This past week I began a Proverbs 31 Ministries’ Online Bible Study. We’re reading Lysa Terkeurst’s book What Happens When Women Say Yes to God. I already had the Kindle version of the book but hadn’t read it yet, so this was the perfect opportunity to do so. I have never done a Proverbs 31 online Bible study or any online Bible study for that matter. So far it’s been very rewarding and a lot of fun. But most importantly it’s already stretching me to say “yes” to God starting with this question, “What’s holding me back from God?”
If you’ve been around here some you may know that I have an intense desire – I call it conviction – to stay-at-home full-time with our new baby girl. My husband has come to realize that’s it’s important, also, but he still feels the stress of carrying all of the finances. So he’s asked me to find a part-time, work-from-home job.
And I did. Actually I don’t even feel like I “found it”. I truly believe it was orchestrated by God.
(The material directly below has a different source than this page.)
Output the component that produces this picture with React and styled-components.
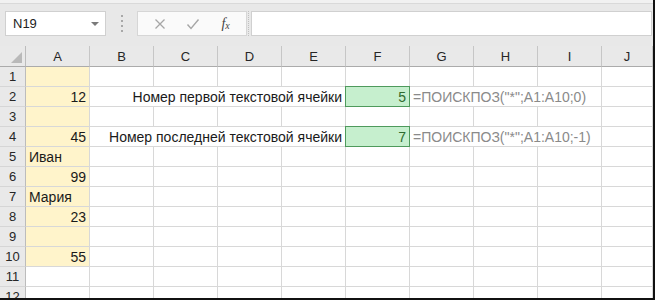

However, it is completely – and I mean completely – out of my comfort zone! I’m on a team of wonderful, Godly women (one of which I met at the She Speaks writing conference over a year ago. She’s my partner.), but I am an independent owner of a business. Me! A business owner! An entrepreneur! I have a few degrees in teaching kids how to read. I know NOTHING about business!
So why would God bring me to a business where I have very little experience or knowledge? And why would He bring me to a business that’s not a go-to-work-and-get-paid job, but a you-better-work-your-tail-off-because-it-is-what-you-make-of-it job? It’s success is completely in my hands.
As I prayed about my new business venture, pleading with God to help me, I heard His voice say to me, “I’m using this to prepare you for the other thing.”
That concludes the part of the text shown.